→ **Task to carry out**:
Select from the records below every line that has the word "this" in it.

*-*-*

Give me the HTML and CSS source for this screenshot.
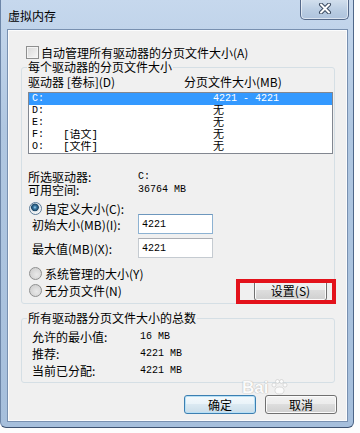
FILE: index.html
```html
<!DOCTYPE html>
<html lang="zh-CN">
<head>
    <meta charset="UTF-8">
    <meta name="viewport" content="width=device-width, initial-scale=1.0">
    <title>虚拟内存</title>
    <link rel="stylesheet" href="styles.css">
</head>
<body>
    <div class="window">
        <div class="titlebar">
            <span class="title">虚拟内存</span>
            <span class="close-btn">
                <svg width="14" height="11" viewBox="0 0 14 11">
                    <path d="M3 1.5 L11 9.5 M11 1.5 L3 9.5" stroke="#3d4d63" stroke-width="4" stroke-linecap="round"/>
                    <path d="M3 1.5 L11 9.5 M11 1.5 L3 9.5" stroke="#fff" stroke-width="2" stroke-linecap="round"/>
                </svg>
            </span>
        </div>
        <div class="client">
            <div class="check-row"><span class="checkbox"></span>自动管理所有驱动器的分页文件大小(A)</div>

            <div class="group group-drives">
                <div class="legend">每个驱动器的分页文件大小</div>
                <div class="list-head"><span class="head-left">驱动器 [卷标](D)</span><span>分页文件大小(MB)</span></div>
                <div class="listbox">
                    <div class="list-row selected"><span class="cell-left">C:</span><span>4221 - 4221</span></div>
                    <div class="list-row"><span class="cell-left">D:</span><span class="cjk">无</span></div>
                    <div class="list-row"><span class="cell-left">E:</span><span class="cjk">无</span></div>
                    <div class="list-row"><span class="cell-left"><span class="drv">F:</span><span class="cjk">[语文]</span></span><span class="cjk">无</span></div>
                    <div class="list-row"><span class="cell-left"><span class="drv">O:</span><span class="cjk">[文件]</span></span><span class="cjk">无</span></div>
                </div>

                <div class="info">
                    <span>所选驱动器:</span><span class="mono">C:</span>
                    <span>可用空间:</span><span class="mono">36764 MB</span>
                </div>

                <div class="radio-row first"><span class="radio checked"></span>自定义大小(C):</div>
                <div class="size-row">
                    <span class="size-label">初始大小(MB)(I):</span>
                    <input class="textbox focused" type="text" value="4221" readonly>
                </div>
                <div class="size-row second">
                    <span class="size-label">最大值(MB)(X):</span>
                    <input class="textbox" type="text" value="4221" readonly>
                </div>
                <div class="radio-row system"><span class="radio"></span>系统管理的大小(Y)</div>
                <div class="last-row">
                    <div class="radio-row"><span class="radio"></span>无分页文件(N)</div>
                    <div class="btn set-btn">设置(S)</div>
                </div>
            </div>

            <div class="group group-total">
                <div class="legend">所有驱动器分页文件大小的总数</div>
                <div class="totals">
                    <span>允许的最小值:</span><span class="mono">16 MB</span>
                    <span>推荐:</span><span class="mono">4221 MB</span>
                    <span>当前已分配:</span><span class="mono">4221 MB</span>
                </div>
            </div>

            <div class="buttons">
                <div class="btn default">确定</div>
                <div class="btn">取消</div>
            </div>
        </div>
    </div>

    <div class="watermark">
        <span class="wm-bai">Bai</span>
        <svg class="wm-paw" width="18" height="16" viewBox="0 0 18 16">
            <circle cx="4" cy="6" r="2" fill="#fff" stroke="#bbb" stroke-width="0.6"/>
            <circle cx="7.5" cy="2.5" r="2" fill="#fff" stroke="#bbb" stroke-width="0.6"/>
            <circle cx="11.5" cy="2.5" r="2" fill="#fff" stroke="#bbb" stroke-width="0.6"/>
            <circle cx="15" cy="6" r="2" fill="#fff" stroke="#bbb" stroke-width="0.6"/>
            <ellipse cx="9.5" cy="11.5" rx="4.5" ry="3.5" fill="#fff" stroke="#bbb" stroke-width="0.6"/>
        </svg>
    </div>
</body>
</html>
```

FILE: styles.css
```css
body {
    margin: 0;
    width: 360px;
    height: 433px;
    overflow: hidden;
    position: relative;
    background: #fdfdfd;
    font-family: "Noto Sans CJK SC", "Liberation Sans", sans-serif;
    font-size: 12px;
    color: #000;
}

.window {
    width: 354px;
    height: 428px;
    box-sizing: border-box;
    padding: 0 6px 6px 7px;
    background: linear-gradient(to bottom, #c6d8ed, #b0c7e1 30%, #a6bfdc);
    border-left: 1px solid #6d86a8;
    border-right: 1px solid #4e6688;
    border-bottom: 1px solid #3e5270;
    border-radius: 0 0 6px 6px;
    display: flex;
    flex-direction: column;
}

.titlebar {
    height: 30px;
    flex: none;
    display: flex;
    justify-content: space-between;
    align-items: flex-start;
}

.title {
    margin-top: 9px;
    line-height: 14px;
    color: #000;
}

.close-btn {
    width: 49px;
    height: 22px;
    box-sizing: border-box;
    margin: -2px -2px 0 0;
    border: 1px solid #55698a;
    border-top: none;
    border-radius: 0 0 5px 5px;
    background: linear-gradient(to bottom, #d6e2ef, #b9cce2 60%, #aec3dd);
    box-shadow: inset 0 0 0 1px rgba(255, 255, 255, 0.55);
    display: flex;
    align-items: center;
    justify-content: center;
}

.client {
    flex: none;
    height: 391px;
    box-sizing: border-box;
    border: 1px solid #fbfcfd;
    box-shadow: 0 0 0 1px #7890b0;
    background: #f0f0f0;
    padding: 13px 11px 0 12px;
}

.check-row {
    display: flex;
    align-items: center;
    height: 16px;
    padding-left: 5px;
    gap: 2px;
}

.checkbox {
    width: 13px;
    height: 13px;
    box-sizing: border-box;
    border: 1px solid #8e8f8f;
    background: linear-gradient(135deg, #d8d8d8, #f7f7f7);
    box-shadow: inset 0 0 0 1px #f4f4f4;
}

.group {
    border: 1px solid #d5dfe5;
    border-radius: 3px;
}

.group-drives {
    margin-top: 7px;
    padding-bottom: 2px;
}

.group-total {
    margin-top: 14px;
    padding-bottom: 3px;
}

.legend {
    width: fit-content;
    margin: -8px 0 0 5px;
    padding: 0 1px;
    line-height: 14px;
    background: #f0f0f0;
}

.list-head {
    display: flex;
    margin-top: 1px;
    padding-left: 6px;
    line-height: 14px;
}

.head-left {
    width: 156px;
}

.listbox {
    margin: 3px 1px 0 6px;
    border: 1px solid #828790;
    background: #fff;
    font-family: "Liberation Mono", "Noto Sans CJK SC", monospace;
    font-size: 10px;
}

.list-row {
    display: flex;
    height: 12px;
    line-height: 12px;
    padding-left: 3px;
    overflow: hidden;
}

.list-row.selected {
    background: #3399ff;
    color: #fff;
}

.cell-left {
    width: 181px;
    display: flex;
}

.drv {
    width: 31px;
}

.cjk {
    font-family: "Liberation Mono", "Noto Sans CJK SC", monospace;
    font-size: 11px;
    line-height: 12px;
}

.mono {
    font-family: "Liberation Mono", monospace;
    font-size: 10px;
}

.info {
    display: grid;
    grid-template-columns: 110px auto;
    margin-top: 16px;
    padding-left: 6px;
    line-height: 13px;
}

.radio-row {
    display: flex;
    align-items: center;
    height: 14px;
    padding-left: 7px;
    gap: 3px;
}

.radio-row.first {
    margin-top: 5px;
}

.radio-row.system {
    margin-top: 8px;
}

.radio {
    width: 13px;
    height: 13px;
    box-sizing: border-box;
    border-radius: 50%;
    border: 1px solid #8e8f8f;
    background: radial-gradient(circle at 60% 60%, #e9e9e9, #d2d2d2 70%, #f4f4f4);
}

.radio.checked {
    border-color: #5c7c99;
    background: radial-gradient(circle at 45% 40%, #a6dcf5 0, #3d7ba8 1.5px, #1b4563 3.5px, #dfe6ec 4.2px, #f6f6f6 6px);
}

.size-row {
    display: flex;
    align-items: center;
    height: 20px;
    margin-top: -1px;
    padding-left: 10px;
}

.size-row.second {
    margin-top: 4px;
}

.size-label {
    width: 106px;
}

.textbox {
    width: 75px;
    height: 20px;
    box-sizing: border-box;
    margin: 0;
    padding: 0 0 0 3px;
    border: 1px solid #c5cbd1;
    border-top-color: #abadb3;
    background: #fff;
    font-family: "Liberation Mono", monospace;
    font-size: 10px;
    color: #000;
    outline: none;
}

.textbox.focused {
    border-color: #8db2d2;
    border-top-color: #6d97bd;
}

.last-row {
    display: flex;
    align-items: center;
    justify-content: space-between;
    height: 21px;
    padding-right: 7px;
}

.last-row .radio-row {
    padding-left: 7px;
}

.btn {
    width: 72px;
    height: 19px;
    box-sizing: border-box;
    border: 1px solid #707070;
    border-radius: 3px;
    background: linear-gradient(to bottom, #f2f2f2 0%, #ebebeb 49%, #dddddd 50%, #cfcfcf 100%);
    box-shadow: inset 0 0 0 1px #fbfbfb;
    text-align: center;
    line-height: 17px;
}

.btn.default {
    border-color: #3c7fb1;
    background: linear-gradient(to bottom, #f4f9fc 0%, #e9f3f9 49%, #dbe9f2 50%, #cadde9 100%);
    box-shadow: inset 0 0 0 1px #b7e0f6;
}

.set-btn {
    position: relative;
    width: 73px;
    height: 21px;
    line-height: 19px;
}

.set-btn::after {
    content: "";
    position: absolute;
    left: -19px;
    right: -10px;
    top: -2px;
    bottom: -4px;
    border: 4px solid #e3121b;
}

.totals {
    display: grid;
    grid-template-columns: 108px auto;
    margin-top: 3px;
    padding-left: 10px;
    line-height: 17px;
}

.buttons {
    display: flex;
    justify-content: flex-end;
    gap: 9px;
    margin: 12px -2px 0 0;
}

.watermark {
    position: absolute;
    left: 242px;
    top: 378px;
    display: flex;
    align-items: flex-start;
    gap: 2px;
    opacity: 0.75;
    pointer-events: none;
}

.wm-bai {
    font-family: "Liberation Sans", sans-serif;
    font-weight: bold;
    font-size: 17px;
    line-height: 20px;
    color: #fff;
    text-shadow: 0 0 1px #a0a0a0, 0 0 1px #a0a0a0;
}

.wm-paw {
    margin-top: 1px;
}
```
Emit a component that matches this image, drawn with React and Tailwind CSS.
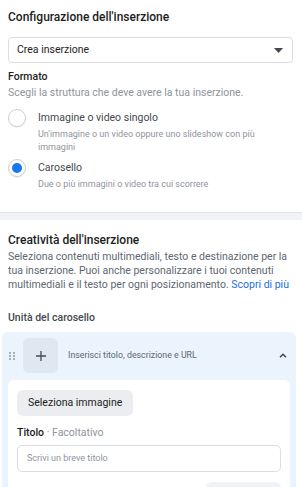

*-*-*

→ **Response to the task**:
Give me the HTML and CSS source for this screenshot.
Emit a component that matches this image, drawn with React and Tailwind CSS.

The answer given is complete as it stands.